**What this task involves**
Every line below that contains "screenshot" is to be copied.

**Records supplied**
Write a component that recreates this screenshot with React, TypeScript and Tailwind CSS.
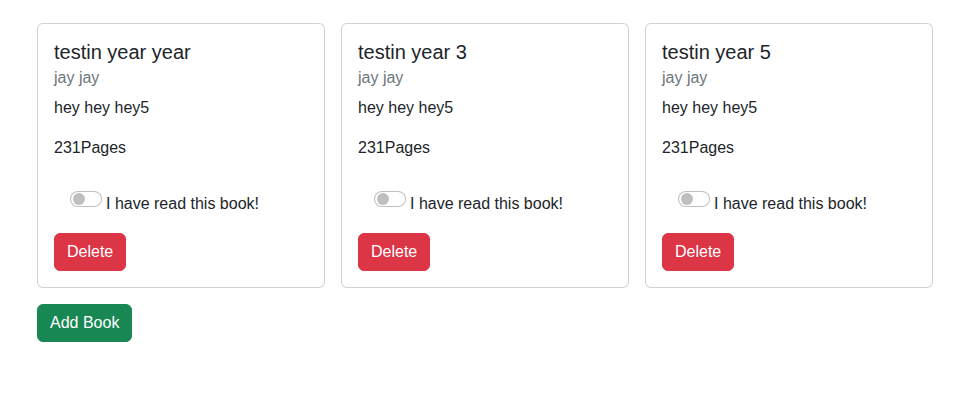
import React from "react";

const books = [
  { title: "testin year year", author: "jay jay", desc: "hey hey hey5", pages: 231 },
  { title: "testin year 3", author: "jay jay", desc: "hey hey hey5", pages: 231 },
  { title: "testin year 5", author: "jay jay", desc: "hey hey hey5", pages: 231 },
];

function Card({ b }: { b: (typeof books)[number] }) {
  return (
    <div className="w-[288px] rounded-[6px] border border-[rgba(0,0,0,0.175)] bg-white p-4 text-[#212529]">
      <h5 className="text-[20px] leading-[24px] font-medium mb-2">{b.title}</h5>
      <h6 className="text-[16px] leading-[19.2px] font-medium text-[#6c757d] -mt-1 mb-[9px]">{b.author}</h6>
      <p className="text-[16px] leading-[24px] mb-4">{b.desc}</p>
      <p className="text-[16px] leading-[24px]">{b.pages}Pages</p>
      <div className="mt-[32px] pl-4 flex items-start gap-[4px]">
        <span className="relative mt-[-1px] block w-[32px] h-[16px] rounded-full border border-[rgba(0,0,0,0.25)] bg-white">
          <span className="absolute left-[2px] top-[1px] w-[12px] h-[12px] rounded-full bg-[#bfbfbf]" />
        </span>
        <span className="text-[16px] leading-[24px]">I have read this book!</span>
      </div>
      <button className="mt-[17px] block border border-[#dc3545] py-[6px] px-3 rounded-[6px] bg-[#dc3545] text-white text-[16px] leading-[24px]">
        Delete
      </button>
    </div>
  );
}

export default function App() {
  return (
    <div className="min-h-[403px] bg-white pl-[37px] pt-[23px]" style={{ fontFamily: '"Liberation Sans", Arial, sans-serif' }}>
      <div className="flex gap-4">
        {books.map((b, i) => (
          <Card key={i} b={b} />
        ))}
      </div>
      <button className="mt-4 block border border-[#198754] py-[6px] px-3 rounded-[6px] bg-[#198754] text-white text-[16px] leading-[24px]">
        Add Book
      </button>
    </div>
  );
}
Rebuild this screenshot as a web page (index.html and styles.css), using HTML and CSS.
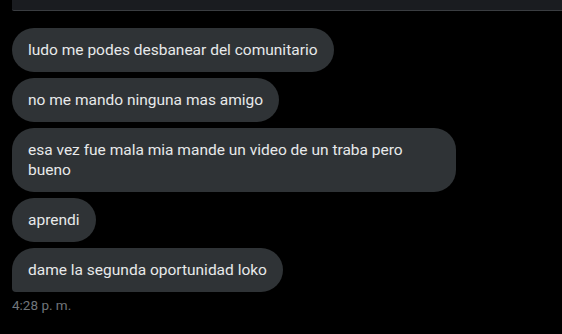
FILE: index.html
```html
<!DOCTYPE html>
<html lang="es">

<head>
    <meta charset="UTF-8">
    <meta name="viewport" content="width=device-width, initial-scale=1.0">
    <title>Mensajes</title>
    <link rel="stylesheet" href="styles.css">
</head>

<body>
    <div class="top-card"></div>

    <div class="messages">
        <div class="bubble">ludo me podes desbanear del comunitario</div>
        <div class="bubble">no me mando ninguna mas amigo</div>
        <div class="bubble">esa vez fue mala mia mande un video de un traba pero bueno</div>
        <div class="bubble">aprendi</div>
        <div class="bubble">dame la segunda oportunidad loko</div>
    </div>

    <div class="time">4:28 p. m.</div>
</body>

</html>
```

FILE: styles.css
```css
body {
    margin: 0;
    background: #000;
    color: #e7e9ea;
    font-family: Roboto, "Liberation Sans", sans-serif;
    height: 100vh;
    overflow: hidden;
}

.top-card {
    margin-left: 12px;
    height: 10px;
    background: #1a1c20;
    border-bottom: 1px solid #3a3d41;
    border-bottom-left-radius: 2px;
}

.messages {
    display: flex;
    flex-direction: column;
    align-items: flex-start;
    gap: 6px;
    padding: 17px 0 0 12px;
}

.bubble {
    max-width: 412px;
    padding: 12px 16px;
    font-size: 15.5px;
    line-height: 20px;
    background: #2f3336;
    border-radius: 22px;
}

/* last message of the group gets the sharp corner */
.bubble:last-child {
    border-bottom-left-radius: 4px;
}

.time {
    padding: 5px 0 0 12px;
    font-size: 13.5px;
    line-height: 16px;
    color: #71767b;
}
```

**Exercise response**
Write a component that recreates this screenshot with React, TypeScript and Tailwind CSS.
Rebuild this screenshot as a web page (index.html and styles.css), using HTML and CSS.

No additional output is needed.